On 12/19/22 13:06, Michal Hocko wrote: > On Fri 16-12-22 11:20:12, Mike Kravetz wrote: > > zap_page_range was originally designed to unmap pages within an address > > range that could span multiple vmas. While working on [1], it was > > discovered that all callers of zap_page_range pass a range entirely within > > a single vma. In addition, the mmu notification call within zap_page > > range does not correctly handle ranges that span multiple vmas as calls > > should be vma specific. > > Could you spend a sentence or two explaining what is wrong here? Hmmmm? My assumption was that the range passed to mmu_notifier_range_init() was supposed to be within the specified vma. When looking into the notifier routines, I could not find any documentation about the usage of the vma within the mmu_notifier_range structure. It was introduced with commit bf198b2b34bf "mm/mmu_notifier: pass down vma and reasons why mmu notifier is happening". However, I do not see this being used today. Of course, I could be missing something, so adding Jérôme. > > > Instead of fixing zap_page_range, change all callers to use the new > > routine zap_vma_page_range. zap_vma_page_range is just a wrapper around > > zap_page_range_single passing in NULL zap details. The name is also > > more in line with other exported routines that operate within a vma. > > We can then remove zap_page_range. > > I would stick with zap_page_range_single rather than adding a new > wrapper but nothing really critical. I am fine with doing that as well. My only reason for the wrapper is that all callers outside mm/memory.c would pass in NULL zap details. > > > Also, change madvise_dontneed_single_vma to use this new routine. > > > > [1] https://lore.kernel.org/linux-mm/20221114235507.294320-2-mike.kravetz@oracle.com/ > > Suggested-by: Peter Xu <peterx@redhat.com> > > Signed-off-by: Mike Kravetz <mike.kravetz@oracle.com> > > Other than that LGTM > Acked-by: Michal Hocko <mhocko@suse.com> > > Thanks! Thanks for taking a look.

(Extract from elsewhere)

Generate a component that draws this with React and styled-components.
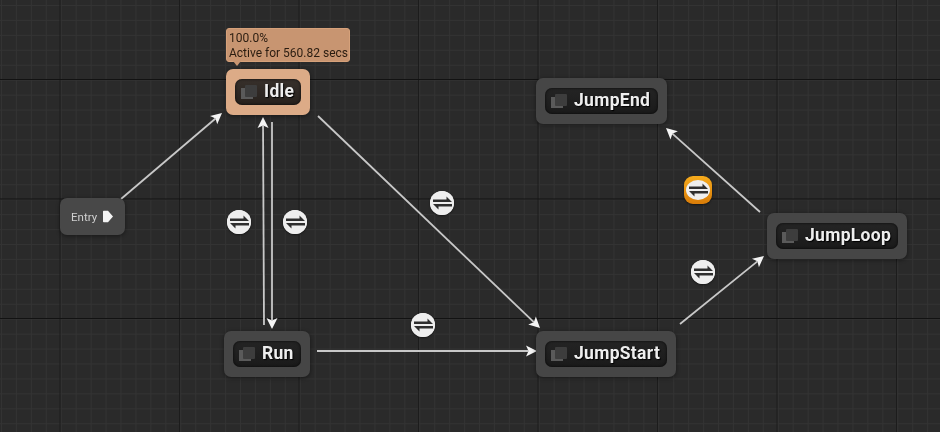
import React from "react";
import styled, { createGlobalStyle } from "styled-components";

const Global = createGlobalStyle`
  html, body { margin: 0; padding: 0; background: #2a2a2a; overflow: hidden; }
  body { font-family: Roboto, "Liberation Sans", sans-serif; }
`;

const Canvas = styled.div`
  position: relative;
  width: 940px;
  height: 432px;
  overflow: hidden;
  filter: blur(0.3px);
  background-color: #2a2a2a;
  background-image:
    linear-gradient(to bottom, #121212 0 1px, transparent 1px),
    linear-gradient(to right, #1c1c1c 0 1px, transparent 1px),
    linear-gradient(to right, #333333 0 1px, transparent 1px),
    linear-gradient(to bottom, #333333 0 1px, transparent 1px);
  background-size: 119.5px 119.5px, 119.5px 119.5px, 14.94px 14.94px, 14.94px 14.94px;
  background-position: 0 79px, 59.5px 0, 1px 0, 0 5px;
`;

const Wires = styled.svg`
  position: absolute;
  inset: 0;
  width: 940px;
  height: 432px;
`;

const Node = styled.div`
  position: absolute;
  left: ${(p) => p.$x}px;
  top: ${(p) => p.$y}px;
  box-sizing: border-box;
  width: ${(p) => p.$w}px;
  height: 45.5px;
  padding: 10px 9px;
  border-radius: 7px;
  background: ${(p) => (p.$active ? "#dcab87" : "#464646")};
  box-shadow: 0 1px 4px rgba(0, 0, 0, 0.45);
`;

const Pill = styled.div`
  display: flex;
  align-items: center;
  gap: 6px;
  height: 26px;
  padding: 0 6px 0 5px;
  border-radius: 7px;
  background: ${(p) => (p.$active ? "linear-gradient(#37302b, #27211d)" : "linear-gradient(#242424, #1a1a1a)")};
  box-shadow: inset 0 0 3px rgba(0, 0, 0, 0.8);
`;

const Label = styled.span`
  margin-bottom: 3px;
  font: 700 17.5px/20px Roboto, "Liberation Sans", sans-serif;
  color: #eeeeee;
  letter-spacing: 0.3px;
  white-space: nowrap;
  text-shadow: 1px 1px 1px #000;
`;

const StateIcon = styled.svg`
  flex: none;
  width: 18px;
  height: 18px;
  margin-bottom: 1px;
`;

const EntryNode = styled.div`
  position: absolute;
  left: 60px;
  top: 198px;
  box-sizing: border-box;
  width: 65px;
  height: 37px;
  display: flex;
  align-items: center;
  padding-left: 11px;
  gap: 5px;
  border-radius: 7px;
  background: #484848;
  box-shadow: 0 1px 4px rgba(0, 0, 0, 0.45);
`;

const EntryLabel = styled.span`
  font: 400 11.5px/14px Roboto, "Liberation Sans", sans-serif;
  color: #d0d0d0;
`;

const Tip = styled.div`
  position: absolute;
  left: 226px;
  top: 28px;
  box-sizing: border-box;
  width: 124px;
  height: 34px;
  padding: 2px 2px;
  border-radius: 3px;
  border: 1px solid #d6a17a;
  background: #c89571;
  color: #2a1c10;
  font: 400 12px/15px Roboto, "Liberation Sans", sans-serif;
  white-space: nowrap;
  &::after {
    content: "";
    position: absolute;
    left: 6px;
    top: 32px;
    border: 4px solid transparent;
    border-top: 5px solid #c89571;
  }
`;

const Rule = styled.div`
  position: absolute;
  left: ${(p) => p.$x - (p.$hot ? 14 : 12)}px;
  top: ${(p) => p.$y - (p.$hot ? 14 : 12)}px;
  box-sizing: border-box;
  width: ${(p) => (p.$hot ? 28 : 24)}px;
  height: ${(p) => (p.$hot ? 28 : 24)}px;
  display: flex;
  align-items: center;
  justify-content: center;
  border-radius: ${(p) => (p.$hot ? "9px" : "50%")};
  background: ${(p) => (p.$hot ? "linear-gradient(#f6ab1c, #d97c08)" : "#eeeeee")};
  box-shadow: 0 1px 2px rgba(0, 0, 0, 0.5);
`;

const RuleFace = styled.div`
  width: 24px;
  height: ${(p) => (p.$hot ? 20 : 24)}px;
  display: flex;
  align-items: center;
  justify-content: center;
  border-radius: 50%;
  background: #eeeeee;
`;

const wires = [
  [121, 199, 222, 113],
  [264, 325, 263, 117],
  [272, 122, 272, 329],
  [318, 116, 540, 328],
  [317, 351, 537, 351],
  [680, 324, 764, 256],
  [760, 212, 666, 128],
];

function Wire({ a }) {
  const [x1, y1, x2, y2] = a;
  const angle = Math.atan2(y2 - y1, x2 - x1);
  const c = Math.cos(angle);
  const s = Math.sin(angle);
  const L = 11;
  const W = 5.5;
  const bx = x2 - L * c;
  const by = y2 - L * s;
  const nx = -s * W;
  const ny = c * W;
  const mx = x2 - (L - 2.5) * c;
  const my = y2 - (L - 2.5) * s;
  return (
    <g>
      <line x1={x1} y1={y1} x2={mx} y2={my} stroke="#c8c8c8" strokeWidth="1.8" />
      <polygon
        points={`${x2},${y2} ${bx + nx},${by + ny} ${mx},${my} ${bx - nx},${by - ny}`}
        fill="#f4f4f4"
      />
    </g>
  );
}

function StateGlyph() {
  return (
    <StateIcon viewBox="0 0 18 18">
      <path d="M1 5h5v8h7v3H1z" fill="#5a5a5a" />
      <rect x="5" y="2" width="12" height="12" rx="1" fill="#3d3d3d" />
    </StateIcon>
  );
}

function SwapGlyph() {
  return (
    <svg width="21" height="14" viewBox="0 0 21 14">
      <path d="M1 3.600h13.500V.5L20 6H1z" fill="#2e2e2e" />
      <path d="M20 10.400H6.500v3.100L1 8h19z" fill="#2e2e2e" />
    </svg>
  );
}

function EntryArrow() {
  return (
    <svg width="12" height="13" viewBox="0 0 12 13">
      <path d="M1 1.500a.8.8 0 0 1 .8-.8H6L11 6.500 6 12.300H1.800a.8.8 0 0 1-.8-.8z" fill="#f4f4f4" />
    </svg>
  );
}

const nodes = [
  { name: "Idle", x: 226, y: 69, w: 84, active: true },
  { name: "Run", x: 224, y: 331, w: 86 },
  { name: "JumpStart", x: 536, y: 331, w: 140 },
  { name: "JumpEnd", x: 536, y: 78, w: 131 },
  { name: "JumpLoop", x: 767, y: 213, w: 140 },
];

const rules = [
  { x: 239, y: 222 },
  { x: 295, y: 222 },
  { x: 442, y: 203 },
  { x: 423, y: 325 },
  { x: 703, y: 272 },
  { x: 698, y: 190, hot: true },
];

export default function App() {
  return (
    <Canvas>
      <Global />
      <Wires viewBox="0 0 940 432">
        {wires.map((a, i) => (
          <Wire key={i} a={a} />
        ))}
      </Wires>
      <EntryNode>
        <EntryLabel>Entry</EntryLabel>
        <EntryArrow />
      </EntryNode>
      {nodes.map((n) => (
        <Node key={n.name} $x={n.x} $y={n.y} $w={n.w} $active={n.active}>
          <Pill $active={n.active}>
            <StateGlyph />
            <Label>{n.name}</Label>
          </Pill>
        </Node>
      ))}
      <Tip>
        100.0%
        <br />
        Active for 560.82 secs
      </Tip>
      {rules.map((r) => (
        <Rule key={`${r.x}-${r.y}`} $x={r.x} $y={r.y} $hot={r.hot}>
          <RuleFace $hot={r.hot}>
            <SwapGlyph />
          </RuleFace>
        </Rule>
      ))}
    </Canvas>
  );
}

On Fri, Dec 16, 2022 at 11:20:12AM -0800, Mike Kravetz wrote: > zap_page_range was originally designed to unmap pages within an address > range that could span multiple vmas. While working on [1], it was > discovered that all callers of zap_page_range pass a range entirely within > a single vma. In addition, the mmu notification call within zap_page > range does not correctly handle ranges that span multiple vmas as calls > should be vma specific. > > Instead of fixing zap_page_range, change all callers to use the new > routine zap_vma_page_range. zap_vma_page_range is just a wrapper around > zap_page_range_single passing in NULL zap details. The name is also > more in line with other exported routines that operate within a vma. > We can then remove zap_page_range. > > Also, change madvise_dontneed_single_vma to use this new routine. > > [1] https://lore.kernel.org/linux-mm/20221114235507.294320-2-mike.kravetz@oracle.com/ > Suggested-by: Peter Xu <peterx@redhat.com> > Signed-off-by: Mike Kravetz <mike.kravetz@oracle.com> Acked-by: Peter Xu <peterx@redhat.com> Thanks!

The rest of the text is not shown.